▸ **To be done**
Quote the listing below in full and exactly as written, but omit every picture.

***** Given entries *****

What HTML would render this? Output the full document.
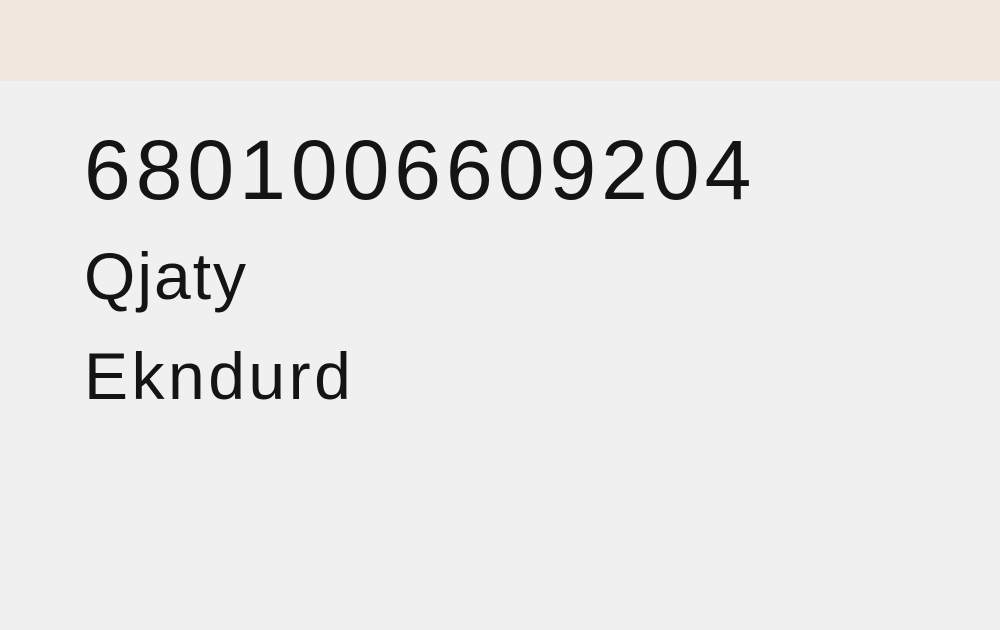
<!DOCTYPE html>
<html><head><meta charset="utf-8"><style>
html,body{margin:0;padding:0;width:1000px;height:630px;overflow:hidden;background:#f0f0f0;font-family:"Liberation Sans",sans-serif;color:#141414}
.top{position:absolute;left:0;top:0;width:1000px;height:81px;background:#f0e6de}
.t{position:absolute;left:84px;white-space:nowrap;line-height:1}
.n{top:128px;font-size:84px;letter-spacing:5px}
.a{top:243px;font-size:66px;letter-spacing:2px}
.b{top:343px;font-size:66px;letter-spacing:3.5px}
</style></head><body>
<div class="top"></div>
<div class="t n">6801006609204</div>
<div class="t a">Qjaty</div>
<div class="t b">Ekndurd</div>
</body></html>
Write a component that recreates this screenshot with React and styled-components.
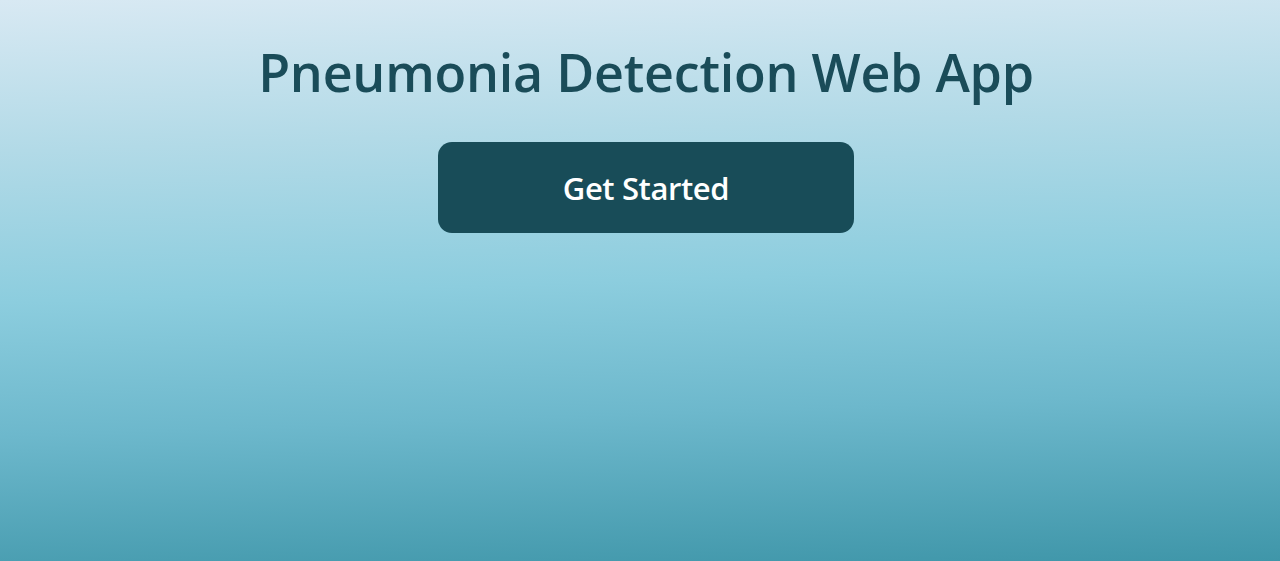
import React from "react";
import styled, { createGlobalStyle } from "styled-components";

const Global = createGlobalStyle`
  html, body { margin: 0; padding: 0; height: 100%; }
  body { font-family: "Open Sans", "Noto Sans", sans-serif; }
  #root { min-height: 100vh; }
`;

const Page = styled.main`
  min-height: 100vh;
  box-sizing: border-box;
  display: flex;
  flex-direction: column;
  align-items: center;
  padding: 37px 0 0 12px;
  background: linear-gradient(178deg, #d8e9f3 0%, #b2dae7 25%, #8ccdde 50%, #6db8cc 72%, #3f96a9 100%);
`;

const Title = styled.h1`
  margin: 0;
  font-family: "Open Sans", "Noto Sans", sans-serif;
  font-weight: 600;
  font-size: 52px;
  line-height: 70px;
  color: #1a4c59;
  letter-spacing: -0.25px;
`;

const StartButton = styled.button`
  margin-top: 35px;
  width: 416px;
  height: 91px;
  border: none;
  border-radius: 14px;
  background: #184c58;
  color: #ffffff;
  font-family: "Open Sans", "Noto Sans", sans-serif;
  font-weight: 600;
  font-size: 31px;
  letter-spacing: -0.4px;
  cursor: pointer;
`;

export default function App() {
  return (
    <>
      <Global />
      <Page>
        <Title>Pneumonia Detection Web App</Title>
        <StartButton>Get Started</StartButton>
      </Page>
    </>
  );
}
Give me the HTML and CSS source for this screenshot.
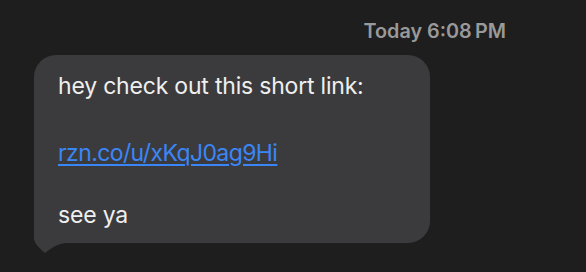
FILE: index.html
```html
<!DOCTYPE html>
<html lang="en">
<head>
    <meta charset="UTF-8">
    <meta name="viewport" content="width=device-width, initial-scale=1.0">
    <title>Messages</title>
    <link rel="stylesheet" href="styles.css">
</head>
<body>
    <div class="thread">
        <div class="stamp">Today 6:08&#8239;PM</div>

        <div class="row">
            <div class="bubble">
                <p class="line">hey check out this short link:</p>
                <p class="line link-line"><a href="#" class="link">rzn.co/u/xKqJ0ag9Hi</a></p>
                <p class="line">see ya</p>
            </div>
            <!-- tail of the bubble, tucked under its bottom-left corner -->
            <svg class="tail" width="36" height="24" viewBox="0 0 36 24">
                <path d="M0 0 L0 8 C0 13 6 19 11 23 C15 20 22 14 32 13 L36 13 L36 0 Z" fill="#3b3b3d"/>
            </svg>
        </div>
    </div>
</body>
</html>
```

FILE: styles.css
```css
body { margin: 0; background: #1e1e1e; font-family: Inter, "Noto Sans", sans-serif; }

.thread {
    padding-top: 19px;
}

.stamp {
    text-align: right;
    padding-right: 80px;
    font-size: 19.8px;
    font-weight: 600;
    line-height: 24px;
    color: #999999;
    margin-bottom: 12px;
}

.row {
    padding-left: 34px;
}

.bubble {
    width: 396px;
    box-sizing: border-box;
    padding: 16px 24px 13px;
    background: #3b3b3d;
    border-radius: 22px 22px 22px 12px;
    color: #efefef;
    font-size: 23px;
    line-height: 30px;
    letter-spacing: -0.2px;
}

.line { margin: 0; }
.line:first-child { margin-bottom: 37px; }
.link-line { margin-bottom: 32px; }

.link {
    color: #3b86f7;
    letter-spacing: -0.6px;
    text-decoration: underline;
    text-decoration-thickness: 1.5px;
    text-underline-offset: 3px;
}

.tail {
    display: block;
    margin-top: -13px;
}
```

*****

▸ **Correct output**
What HTML would render this? Output the full document.
<!DOCTYPE html>
<html><head><meta charset="utf-8"><style>
html,body{margin:0;padding:0;width:1000px;height:630px;overflow:hidden;background:#f0f0f0;font-family:"Liberation Sans",sans-serif;color:#141414}
.top{position:absolute;left:0;top:0;width:1000px;height:81px;background:#f0e6de}
.t{position:absolute;left:84px;white-space:nowrap;line-height:1}
.n{top:128px;font-size:84px;letter-spacing:5px}
.a{top:243px;font-size:66px;letter-spacing:2px}
.b{top:343px;font-size:66px;letter-spacing:3.5px}
</style></head><body>
<div class="top"></div>
<div class="t n">6801006609204</div>
<div class="t a">Qjaty</div>
<div class="t b">Ekndurd</div>
</body></html>
Write a component that recreates this screenshot with React and styled-components.
import React from "react";
import styled, { createGlobalStyle } from "styled-components";

const Global = createGlobalStyle`
  html, body { margin: 0; padding: 0; height: 100%; }
  body { font-family: "Open Sans", "Noto Sans", sans-serif; }
  #root { min-height: 100vh; }
`;

const Page = styled.main`
  min-height: 100vh;
  box-sizing: border-box;
  display: flex;
  flex-direction: column;
  align-items: center;
  padding: 37px 0 0 12px;
  background: linear-gradient(178deg, #d8e9f3 0%, #b2dae7 25%, #8ccdde 50%, #6db8cc 72%, #3f96a9 100%);
`;

const Title = styled.h1`
  margin: 0;
  font-family: "Open Sans", "Noto Sans", sans-serif;
  font-weight: 600;
  font-size: 52px;
  line-height: 70px;
  color: #1a4c59;
  letter-spacing: -0.25px;
`;

const StartButton = styled.button`
  margin-top: 35px;
  width: 416px;
  height: 91px;
  border: none;
  border-radius: 14px;
  background: #184c58;
  color: #ffffff;
  font-family: "Open Sans", "Noto Sans", sans-serif;
  font-weight: 600;
  font-size: 31px;
  letter-spacing: -0.4px;
  cursor: pointer;
`;

export default function App() {
  return (
    <>
      <Global />
      <Page>
        <Title>Pneumonia Detection Web App</Title>
        <StartButton>Get Started</StartButton>
      </Page>
    </>
  );
}
Give me the HTML and CSS source for this screenshot.
FILE: index.html
```html
<!DOCTYPE html>
<html lang="en">
<head>
    <meta charset="UTF-8">
    <meta name="viewport" content="width=device-width, initial-scale=1.0">
    <title>Messages</title>
    <link rel="stylesheet" href="styles.css">
</head>
<body>
    <div class="thread">
        <div class="stamp">Today 6:08&#8239;PM</div>

        <div class="row">
            <div class="bubble">
                <p class="line">hey check out this short link:</p>
                <p class="line link-line"><a href="#" class="link">rzn.co/u/xKqJ0ag9Hi</a></p>
                <p class="line">see ya</p>
            </div>
            <!-- tail of the bubble, tucked under its bottom-left corner -->
            <svg class="tail" width="36" height="24" viewBox="0 0 36 24">
                <path d="M0 0 L0 8 C0 13 6 19 11 23 C15 20 22 14 32 13 L36 13 L36 0 Z" fill="#3b3b3d"/>
            </svg>
        </div>
    </div>
</body>
</html>
```

FILE: styles.css
```css
body { margin: 0; background: #1e1e1e; font-family: Inter, "Noto Sans", sans-serif; }

.thread {
    padding-top: 19px;
}

.stamp {
    text-align: right;
    padding-right: 80px;
    font-size: 19.8px;
    font-weight: 600;
    line-height: 24px;
    color: #999999;
    margin-bottom: 12px;
}

.row {
    padding-left: 34px;
}

.bubble {
    width: 396px;
    box-sizing: border-box;
    padding: 16px 24px 13px;
    background: #3b3b3d;
    border-radius: 22px 22px 22px 12px;
    color: #efefef;
    font-size: 23px;
    line-height: 30px;
    letter-spacing: -0.2px;
}

.line { margin: 0; }
.line:first-child { margin-bottom: 37px; }
.link-line { margin-bottom: 32px; }

.link {
    color: #3b86f7;
    letter-spacing: -0.6px;
    text-decoration: underline;
    text-decoration-thickness: 1.5px;
    text-underline-offset: 3px;
}

.tail {
    display: block;
    margin-top: -13px;
}
```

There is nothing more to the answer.